- _OBJECTIVE_: From the line with "Give me the" to the line with "const cols = 'grid", both lines included, set down exactly those lines, please, and no others.
»»
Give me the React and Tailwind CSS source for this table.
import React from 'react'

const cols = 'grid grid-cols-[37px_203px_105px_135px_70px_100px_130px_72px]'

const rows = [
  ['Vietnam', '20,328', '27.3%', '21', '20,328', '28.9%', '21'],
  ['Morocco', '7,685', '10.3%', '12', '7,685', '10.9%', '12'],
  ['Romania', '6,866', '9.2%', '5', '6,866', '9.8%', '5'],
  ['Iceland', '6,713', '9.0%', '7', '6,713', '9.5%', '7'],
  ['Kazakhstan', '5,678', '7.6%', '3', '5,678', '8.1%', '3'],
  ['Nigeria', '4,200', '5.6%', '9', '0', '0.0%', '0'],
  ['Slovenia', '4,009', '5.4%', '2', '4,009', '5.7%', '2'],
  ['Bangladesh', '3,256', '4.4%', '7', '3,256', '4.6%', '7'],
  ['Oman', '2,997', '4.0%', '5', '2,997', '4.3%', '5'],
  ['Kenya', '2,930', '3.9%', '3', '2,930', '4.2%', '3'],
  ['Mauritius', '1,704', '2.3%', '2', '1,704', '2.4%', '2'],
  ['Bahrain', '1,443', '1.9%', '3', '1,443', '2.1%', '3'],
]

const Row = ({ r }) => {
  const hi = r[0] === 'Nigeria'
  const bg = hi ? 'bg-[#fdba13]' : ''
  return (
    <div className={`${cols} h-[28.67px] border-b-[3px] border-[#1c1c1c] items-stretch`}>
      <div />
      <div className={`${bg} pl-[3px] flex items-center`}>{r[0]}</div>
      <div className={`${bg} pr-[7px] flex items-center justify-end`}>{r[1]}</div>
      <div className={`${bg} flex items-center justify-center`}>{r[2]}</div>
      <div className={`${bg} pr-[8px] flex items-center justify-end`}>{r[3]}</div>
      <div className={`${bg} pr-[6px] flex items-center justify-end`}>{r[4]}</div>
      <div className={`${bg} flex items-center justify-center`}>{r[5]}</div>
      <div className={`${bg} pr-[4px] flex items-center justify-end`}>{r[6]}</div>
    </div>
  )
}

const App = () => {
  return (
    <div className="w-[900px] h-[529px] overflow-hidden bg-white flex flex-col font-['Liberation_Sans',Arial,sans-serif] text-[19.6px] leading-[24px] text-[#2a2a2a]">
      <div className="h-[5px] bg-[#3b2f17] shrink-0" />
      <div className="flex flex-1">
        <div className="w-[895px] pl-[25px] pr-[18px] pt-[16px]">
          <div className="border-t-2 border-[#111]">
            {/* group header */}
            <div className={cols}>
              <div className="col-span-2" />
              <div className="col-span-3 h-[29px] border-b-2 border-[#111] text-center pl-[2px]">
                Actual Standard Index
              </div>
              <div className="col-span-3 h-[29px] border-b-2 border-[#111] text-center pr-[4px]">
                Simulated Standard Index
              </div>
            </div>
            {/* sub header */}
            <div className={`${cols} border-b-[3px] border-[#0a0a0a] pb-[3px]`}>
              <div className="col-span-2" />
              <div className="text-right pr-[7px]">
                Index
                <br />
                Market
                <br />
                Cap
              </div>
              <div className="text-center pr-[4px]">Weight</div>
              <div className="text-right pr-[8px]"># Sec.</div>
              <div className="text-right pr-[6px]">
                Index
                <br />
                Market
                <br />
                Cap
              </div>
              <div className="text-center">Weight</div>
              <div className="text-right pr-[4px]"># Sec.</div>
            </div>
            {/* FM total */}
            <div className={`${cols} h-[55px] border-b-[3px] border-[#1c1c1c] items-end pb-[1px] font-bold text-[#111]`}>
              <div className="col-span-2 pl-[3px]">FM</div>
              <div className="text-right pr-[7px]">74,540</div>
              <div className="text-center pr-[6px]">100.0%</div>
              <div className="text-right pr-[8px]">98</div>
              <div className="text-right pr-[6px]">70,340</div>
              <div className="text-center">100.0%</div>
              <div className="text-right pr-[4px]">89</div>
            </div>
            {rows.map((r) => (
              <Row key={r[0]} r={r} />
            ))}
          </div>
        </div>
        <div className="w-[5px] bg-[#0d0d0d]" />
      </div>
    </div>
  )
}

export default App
««
»»
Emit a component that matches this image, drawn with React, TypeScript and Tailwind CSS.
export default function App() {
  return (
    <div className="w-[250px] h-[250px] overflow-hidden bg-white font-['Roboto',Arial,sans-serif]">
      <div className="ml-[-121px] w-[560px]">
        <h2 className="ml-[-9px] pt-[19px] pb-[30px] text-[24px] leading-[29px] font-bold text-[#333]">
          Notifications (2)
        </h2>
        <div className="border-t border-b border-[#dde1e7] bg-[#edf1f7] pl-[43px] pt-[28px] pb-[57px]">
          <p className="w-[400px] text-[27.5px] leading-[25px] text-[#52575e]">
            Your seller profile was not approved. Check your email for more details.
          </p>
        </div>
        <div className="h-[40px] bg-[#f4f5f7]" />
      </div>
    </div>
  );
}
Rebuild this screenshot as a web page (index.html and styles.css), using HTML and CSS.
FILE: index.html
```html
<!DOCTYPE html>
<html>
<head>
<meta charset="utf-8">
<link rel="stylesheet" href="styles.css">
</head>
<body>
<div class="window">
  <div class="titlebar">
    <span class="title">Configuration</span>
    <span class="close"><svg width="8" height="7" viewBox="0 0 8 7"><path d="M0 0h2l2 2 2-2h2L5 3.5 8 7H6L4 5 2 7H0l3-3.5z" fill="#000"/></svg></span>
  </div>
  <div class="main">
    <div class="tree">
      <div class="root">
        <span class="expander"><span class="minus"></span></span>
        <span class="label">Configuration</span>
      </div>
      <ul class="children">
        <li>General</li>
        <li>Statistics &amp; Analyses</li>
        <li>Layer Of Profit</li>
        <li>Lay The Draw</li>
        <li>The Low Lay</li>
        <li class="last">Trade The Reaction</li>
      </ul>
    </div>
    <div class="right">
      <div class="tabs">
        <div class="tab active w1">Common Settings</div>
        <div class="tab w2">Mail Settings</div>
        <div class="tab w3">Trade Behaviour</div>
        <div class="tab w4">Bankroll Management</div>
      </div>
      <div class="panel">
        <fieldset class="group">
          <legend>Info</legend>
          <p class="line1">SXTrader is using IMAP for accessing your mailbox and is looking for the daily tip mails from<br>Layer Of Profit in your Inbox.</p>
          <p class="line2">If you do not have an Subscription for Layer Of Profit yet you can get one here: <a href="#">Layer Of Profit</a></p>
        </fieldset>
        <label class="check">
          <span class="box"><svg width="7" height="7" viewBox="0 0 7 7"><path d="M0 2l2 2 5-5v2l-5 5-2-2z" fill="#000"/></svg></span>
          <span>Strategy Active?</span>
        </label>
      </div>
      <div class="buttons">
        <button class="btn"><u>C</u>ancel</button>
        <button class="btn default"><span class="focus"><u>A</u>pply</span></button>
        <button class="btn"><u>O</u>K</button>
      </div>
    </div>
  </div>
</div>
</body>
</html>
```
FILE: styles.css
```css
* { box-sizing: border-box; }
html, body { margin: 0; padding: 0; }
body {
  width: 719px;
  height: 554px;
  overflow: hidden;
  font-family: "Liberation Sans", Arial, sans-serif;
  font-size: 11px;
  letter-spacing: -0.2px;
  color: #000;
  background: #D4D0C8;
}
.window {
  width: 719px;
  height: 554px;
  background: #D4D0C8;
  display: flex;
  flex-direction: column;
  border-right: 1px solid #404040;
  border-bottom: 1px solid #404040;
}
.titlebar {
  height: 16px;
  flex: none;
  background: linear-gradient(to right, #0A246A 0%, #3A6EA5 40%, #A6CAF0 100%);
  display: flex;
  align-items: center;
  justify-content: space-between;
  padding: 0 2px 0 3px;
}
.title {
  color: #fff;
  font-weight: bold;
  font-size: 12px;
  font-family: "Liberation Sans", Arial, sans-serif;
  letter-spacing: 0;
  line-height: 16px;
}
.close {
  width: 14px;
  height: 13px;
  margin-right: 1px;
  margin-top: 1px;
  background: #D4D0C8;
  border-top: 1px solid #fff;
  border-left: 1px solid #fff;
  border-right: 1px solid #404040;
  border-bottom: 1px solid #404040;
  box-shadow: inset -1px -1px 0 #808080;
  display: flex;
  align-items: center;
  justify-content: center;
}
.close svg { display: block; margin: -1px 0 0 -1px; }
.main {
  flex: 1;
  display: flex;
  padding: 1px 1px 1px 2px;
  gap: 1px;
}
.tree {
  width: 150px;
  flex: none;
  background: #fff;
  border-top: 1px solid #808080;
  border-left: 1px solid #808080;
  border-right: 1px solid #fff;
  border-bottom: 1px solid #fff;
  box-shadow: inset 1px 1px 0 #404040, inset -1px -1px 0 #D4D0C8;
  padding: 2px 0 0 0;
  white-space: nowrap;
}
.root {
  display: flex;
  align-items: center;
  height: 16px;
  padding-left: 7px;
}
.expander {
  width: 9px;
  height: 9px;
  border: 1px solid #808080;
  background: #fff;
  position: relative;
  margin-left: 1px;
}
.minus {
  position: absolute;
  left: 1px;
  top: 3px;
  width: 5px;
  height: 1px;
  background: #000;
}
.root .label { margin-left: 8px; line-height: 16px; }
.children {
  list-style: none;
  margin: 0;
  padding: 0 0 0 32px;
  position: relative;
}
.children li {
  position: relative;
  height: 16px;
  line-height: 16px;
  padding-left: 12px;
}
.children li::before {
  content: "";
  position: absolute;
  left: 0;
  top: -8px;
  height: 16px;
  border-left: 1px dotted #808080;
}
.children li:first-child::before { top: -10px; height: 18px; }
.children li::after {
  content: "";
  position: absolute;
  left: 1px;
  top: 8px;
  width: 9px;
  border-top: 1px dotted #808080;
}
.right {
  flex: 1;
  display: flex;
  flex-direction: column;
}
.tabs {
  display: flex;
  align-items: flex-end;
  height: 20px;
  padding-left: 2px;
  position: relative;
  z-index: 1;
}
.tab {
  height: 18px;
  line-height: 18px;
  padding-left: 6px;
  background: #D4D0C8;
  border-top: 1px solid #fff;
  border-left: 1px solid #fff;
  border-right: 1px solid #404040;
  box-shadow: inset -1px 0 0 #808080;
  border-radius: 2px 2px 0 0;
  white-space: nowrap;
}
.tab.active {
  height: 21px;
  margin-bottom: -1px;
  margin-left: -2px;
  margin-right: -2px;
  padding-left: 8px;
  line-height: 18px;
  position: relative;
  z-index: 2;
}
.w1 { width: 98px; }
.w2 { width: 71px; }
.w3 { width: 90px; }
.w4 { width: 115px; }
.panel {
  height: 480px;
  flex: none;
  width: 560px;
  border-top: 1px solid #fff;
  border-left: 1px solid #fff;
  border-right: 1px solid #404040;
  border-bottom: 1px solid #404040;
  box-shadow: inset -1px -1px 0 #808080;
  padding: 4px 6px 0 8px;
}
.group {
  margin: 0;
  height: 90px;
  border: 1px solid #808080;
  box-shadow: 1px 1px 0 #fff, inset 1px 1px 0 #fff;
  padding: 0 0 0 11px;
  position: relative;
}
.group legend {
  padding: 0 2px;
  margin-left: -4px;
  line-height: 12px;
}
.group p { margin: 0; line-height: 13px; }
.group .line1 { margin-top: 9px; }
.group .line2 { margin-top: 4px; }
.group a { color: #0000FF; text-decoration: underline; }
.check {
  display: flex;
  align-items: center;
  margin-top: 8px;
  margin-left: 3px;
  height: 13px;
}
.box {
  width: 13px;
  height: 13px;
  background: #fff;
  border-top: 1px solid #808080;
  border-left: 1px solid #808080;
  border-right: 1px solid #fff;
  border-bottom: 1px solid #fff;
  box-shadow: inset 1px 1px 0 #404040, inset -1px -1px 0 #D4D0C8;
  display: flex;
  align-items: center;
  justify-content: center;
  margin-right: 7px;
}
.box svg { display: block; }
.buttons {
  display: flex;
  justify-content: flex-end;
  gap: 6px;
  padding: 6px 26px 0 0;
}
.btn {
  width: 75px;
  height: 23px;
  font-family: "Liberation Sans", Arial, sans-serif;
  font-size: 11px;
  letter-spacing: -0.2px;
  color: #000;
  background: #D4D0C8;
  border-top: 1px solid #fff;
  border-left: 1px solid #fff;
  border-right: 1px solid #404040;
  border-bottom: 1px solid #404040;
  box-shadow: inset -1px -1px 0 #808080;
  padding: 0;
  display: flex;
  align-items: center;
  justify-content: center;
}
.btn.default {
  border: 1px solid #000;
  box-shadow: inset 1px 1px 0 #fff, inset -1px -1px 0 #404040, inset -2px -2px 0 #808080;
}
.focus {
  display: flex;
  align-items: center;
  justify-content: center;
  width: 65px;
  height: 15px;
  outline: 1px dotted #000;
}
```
««
- _THE ANSWER_:
Give me the React and Tailwind CSS source for this table.
import React from 'react'

const cols = 'grid grid-cols-[37px_203px_105px_135px_70px_100px_130px_72px]'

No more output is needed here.